Now you might be thinking, just keep them up a little later so there is more time to get some of this "other" stuff done.... but if I were to do that, it's a nightmare the next morning because (1) I now need some downtime and (2) they will NOT wake up and will be tired for the rest of the day! So our upstairs where all the bedrooms are is basically designed as a square where all three of their bedrooms are next to each other. So I start with the first kid and once I "think" they are awake or at least got them standing out of bed, I'll move on to the next kid. Well, by the time I have gotten finished with the third kid - #1 has conveniently gotten back in bed... hmm!!! You can just imagine what happens next when we need to be out of the door by 7:23!!
I’m usually home by myself trying to get this routine done because daddy works very far away - his commute is anywhere between 1.5 -2 hours one way.

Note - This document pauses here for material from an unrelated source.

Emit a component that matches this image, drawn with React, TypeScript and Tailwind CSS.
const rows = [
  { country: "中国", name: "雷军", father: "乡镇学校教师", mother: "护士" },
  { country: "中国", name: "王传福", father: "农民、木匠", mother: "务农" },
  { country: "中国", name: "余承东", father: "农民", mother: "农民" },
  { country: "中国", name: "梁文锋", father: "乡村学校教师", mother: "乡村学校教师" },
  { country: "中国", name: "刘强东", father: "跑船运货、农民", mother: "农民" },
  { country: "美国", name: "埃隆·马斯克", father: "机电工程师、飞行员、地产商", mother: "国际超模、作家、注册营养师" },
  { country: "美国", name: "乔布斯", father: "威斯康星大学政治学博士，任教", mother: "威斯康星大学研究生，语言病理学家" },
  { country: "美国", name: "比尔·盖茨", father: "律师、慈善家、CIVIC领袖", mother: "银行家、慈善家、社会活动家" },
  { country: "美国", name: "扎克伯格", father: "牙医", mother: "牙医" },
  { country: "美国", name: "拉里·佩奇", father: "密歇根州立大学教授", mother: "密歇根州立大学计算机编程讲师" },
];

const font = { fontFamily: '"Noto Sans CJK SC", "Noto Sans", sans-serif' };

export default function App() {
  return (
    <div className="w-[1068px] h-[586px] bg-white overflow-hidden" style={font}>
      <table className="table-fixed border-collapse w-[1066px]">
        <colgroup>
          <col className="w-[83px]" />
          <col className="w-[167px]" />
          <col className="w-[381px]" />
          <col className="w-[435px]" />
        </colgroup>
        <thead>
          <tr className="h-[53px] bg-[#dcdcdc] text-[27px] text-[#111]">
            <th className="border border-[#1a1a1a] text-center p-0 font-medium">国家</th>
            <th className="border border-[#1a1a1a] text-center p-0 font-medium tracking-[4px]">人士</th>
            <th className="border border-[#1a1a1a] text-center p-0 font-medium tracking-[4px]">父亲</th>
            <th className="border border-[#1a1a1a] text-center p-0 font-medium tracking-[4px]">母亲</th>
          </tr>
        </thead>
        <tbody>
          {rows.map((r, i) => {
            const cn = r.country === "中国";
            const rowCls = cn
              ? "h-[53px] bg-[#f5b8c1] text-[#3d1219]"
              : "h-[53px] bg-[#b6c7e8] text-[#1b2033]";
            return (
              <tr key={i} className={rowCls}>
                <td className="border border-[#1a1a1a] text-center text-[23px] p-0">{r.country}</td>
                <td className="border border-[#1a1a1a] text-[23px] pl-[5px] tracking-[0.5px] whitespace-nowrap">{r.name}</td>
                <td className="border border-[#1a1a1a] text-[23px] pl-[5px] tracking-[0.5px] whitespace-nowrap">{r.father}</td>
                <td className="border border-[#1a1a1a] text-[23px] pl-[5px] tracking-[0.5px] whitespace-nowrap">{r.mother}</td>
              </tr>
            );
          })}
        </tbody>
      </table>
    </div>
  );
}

He rarely gets to work from home. Anyway we try to read nightly but I can’t ever give that 1:1 attention that I know they crave/deserve. So I try to make things creative by all of us reading one page at a time taking turns. There are also online apps they can use (school sponsored - dreambox, raz kids, etc..) but that ends up being extremely limited on the weeknights as I can not monitor all 3 at the same time and knowing these 3 they are off to somewhere else if they think I’m not watching. So now it’s bedtime - they are finally asleep and so I’ll try to log in a couple more hours of work. And the days repeat and we are now closer and closer to the end of the school year - oh how time flies! I thought the saying was time flies when you are having fun! :)
To get a better sense of what we are up against, here is a breakdown of my three:
A - she is the sweetest girl ever! She is super smart and amazingly creative. However she lacks that confidence in some areas which makes her wanting to try new things a little difficult. She does NOT like reading around others. She doesn’t think she knows the answer so she just shuts down and doesn’t try. She’s afraid of getting the answer wrong so what’s the point of trying, right? WRONG!! This leads to her not being where she needs to be at the latest grading assessment period.

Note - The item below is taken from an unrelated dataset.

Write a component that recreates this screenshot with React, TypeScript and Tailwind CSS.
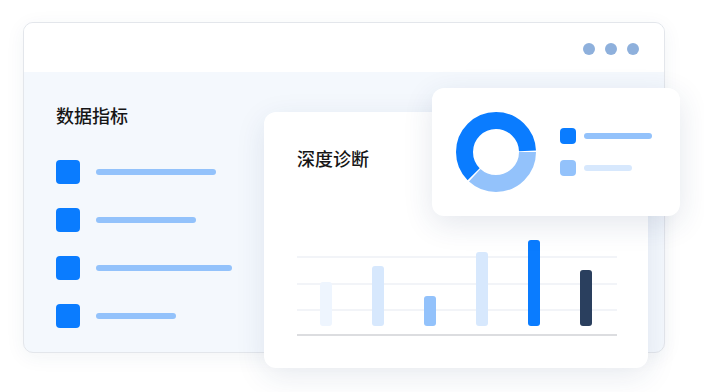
import React from 'react';

const metricRows = [{ width: 120 }, { width: 100 }, { width: 136 }, { width: 80 }];

const bars = [
  { top: 'mt-[42px]', color: 'bg-[#eef5fe]' },
  { top: 'mt-[26px]', color: 'bg-[#d7e8fd]' },
  { top: 'mt-[56px]', color: 'bg-[#93c2fb]' },
  { top: 'mt-[12px]', color: 'bg-[#d7e8fd]' },
  { top: 'mt-[0px]', color: 'bg-[#0a7cff]' },
  { top: 'mt-[30px]', color: 'bg-[#2a3f5e]' },
];

const Donut: React.FC = () => {
  // ring: r = 31.5, stroke 17 -> outer 40, inner 23
  const r = 31.5;
  const c = 2 * Math.PI * r;
  const light = (135 / 360) * c;
  const gap = 1.5;
  return (
    <svg width="80" height="80" viewBox="0 0 80 80">
      <circle
        cx="40"
        cy="40"
        r={r}
        fill="none"
        stroke="#93c2fb"
        strokeWidth="17"
        strokeDasharray={`${light - gap} ${c}`}
      />
      <circle
        cx="40"
        cy="40"
        r={r}
        fill="none"
        stroke="#0a7cff"
        strokeWidth="17"
        strokeDasharray={`${c - light - gap} ${c}`}
        strokeDashoffset={-light}
      />
    </svg>
  );
};

const App: React.FC = () => {
  return (
    <div
      className="relative w-[704px] h-[392px] bg-white overflow-hidden"
      style={{ fontFamily: '"Noto Sans CJK SC", "Noto Sans", sans-serif' }}
    >
      {/* main window */}
      <div className="ml-[23px] mt-[22px] w-[642px] h-[331px] rounded-[10px] border border-[#e3e6eb] bg-[#f4f8fd] overflow-hidden shadow-[0_4px_20px_rgba(30,60,110,0.06)]">
        <div className="h-[49px] bg-white flex items-center justify-end gap-[10px] pr-[25px] pt-[2px]">
          <span className="w-[12px] h-[12px] rounded-full bg-[#8eb0dc]" />
          <span className="w-[12px] h-[12px] rounded-full bg-[#8eb0dc]" />
          <span className="w-[12px] h-[12px] rounded-full bg-[#8eb0dc]" />
        </div>
        <div className="pl-[32px] pt-[31px]">
          <h2 className="text-[18px] leading-[24px] font-medium text-[#161616]">数据指标</h2>
          <div className="mt-[33px] flex flex-col gap-[24px]">
            {metricRows.map((row, i) => (
              <div key={i} className="flex items-center gap-[16px]">
                <span className="w-[24px] h-[24px] rounded-[4px] bg-[#0a7cff]" />
                <span className="h-[6px] rounded-full bg-[#93c2fb]" style={{ width: row.width }} />
              </div>
            ))}
          </div>
        </div>
      </div>

      {/* diagnosis card */}
      <div className="absolute left-[264px] top-[112px] w-[384px] h-[256px] rounded-[12px] bg-white shadow-[0_8px_30px_rgba(30,60,110,0.10)] px-[33px] pt-[34px]">
        <h2 className="text-[18px] leading-[24px] font-medium text-[#161616]">深度诊断</h2>
        <div className="relative mt-[70px] w-[320px] h-[100px]">
          <div className="absolute left-0 right-0 top-[16px] h-[2px] bg-[#f2f4f8]" />
          <div className="absolute left-0 right-0 top-[43px] h-[2px] bg-[#f2f4f8]" />
          <div className="absolute left-0 right-0 top-[69px] h-[2px] bg-[#f2f4f8]" />
          <div className="relative pl-[23px] flex gap-[40px]">
            {bars.map((bar, i) => (
              <div key={i} className="w-[12px] h-[86px] flex flex-col">
                <div className={`${bar.top} flex-1 rounded-[3px] ${bar.color}`} />
              </div>
            ))}
          </div>
          <div className="absolute left-0 right-0 top-[94px] h-[2px] bg-[#dcdde0]" />
        </div>
      </div>

      {/* donut card */}
      <div className="absolute left-[432px] top-[88px] w-[248px] h-[128px] rounded-[12px] bg-white shadow-[0_8px_30px_rgba(30,60,110,0.12)] flex items-start pl-[24px] pt-[24px]">
        <Donut />
        <div className="ml-[24px] mt-[16px] flex flex-col gap-[16px]">
          <div className="flex items-center gap-[8px]">
            <span className="w-[16px] h-[16px] rounded-[4px] bg-[#0a7cff]" />
            <span className="w-[68px] h-[6px] rounded-full bg-[#93c2fb]" />
          </div>
          <div className="flex items-center gap-[8px]">
            <span className="w-[16px] h-[16px] rounded-[4px] bg-[#93c2fb]" />
            <span className="w-[48px] h-[6px] rounded-full bg-[#d7e8fd]" />
          </div>
        </div>
      </div>
    </div>
  );
};

export default App;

B - he is also one of the sweetest boys and every time I complain people think I’m crazy! He is also very intelligent when it comes to things like math and playing video games. Apparently he’s got magic fingers, but reading - not so much! It’s not because he doesn’t know the words, but according to him they are not in his brain bank! He is a very emotional boy full of lots of energy. He lets his emotions get in the way of his thoughts and can’t control them sometimes or a lot of the times. Lol! He is always thinking about what’s next and doesn’t stop to think and focus on the task at hand. This leads to him not being where he needs to be at the latest grading assessment period.
C - she is the brightest of the bunch and not because she is smarter then the other two she just tends to pick things up quicker. The down side to this is she knows it and tries to rub it into the others by always saying “oh I know the answer”, but when she’s wrong or one of the others get it’s right - boy o boy does Sour puss you know who appear. She is excelling at reading, reading chapter books, but not so quick at math where B excels, so she will get upset instead of trying and here comes the attitude. Also she does NOT like to lose or be last!!
So the outcome of the parent teacher conferences (which I didn’t have for C - no news is good news??!!) is that there is the possibility of holding back A and B to 1st grade again. Of course, nothing is set in stone, but it's better to be prepared. This is devastating for us to hear as parents, but at the same time the most important thing is what’s best for the child. This is setting up their future and the outcome will play a role in the rest of their lives. Of course we are going to do everything in our power to get them prepared for their next assessment and gain confidence, but only time will tell what the outcome will be. Also how they do at home can be very different then how they do at school and vice vera. There are so many factors to consider.
How are they going to feel being triplets and one of the three is always in a grade ahead, experiencing new things before the others, moving to a new school, graduating from high school earlier then the others, going off to college leaving the others (B and C are so attached that this) worries me.
The ongoing comments/questions - wait they are triplets, but not in the same grade??!!
C is already so competitive that I can see her throwing it in the other 2s face that she is “better then them” because she didn’t have to repeat! Though she is also the most compassionate, so who knows...
And the thoughts keeping going on and on and on and on....the mental and emotional turmoil....
The pros! A and B will have a chance to flourish and shine and build their self confidence. They will be setting themselves up for success instead of failure as they won’t be constantly trying to play catch up. Though the downside to that is what if they catch up “early” and then get bored and this now causes a whole load of “behavioral” issues.
We are currently at a loss and feeling a bit down at the moment. I would love to hear from any others that have dealt with something similar to this? Any tips, tricks or changes to really see a difference in a short period of time. Doesn't just have to be a multiples situation.
How did you make your decision and what were the factors you considered? What effect did this have on your child and also on you? How did society handle this??
For others of you reading this and can relate, not sure what to do, please know you are not alone!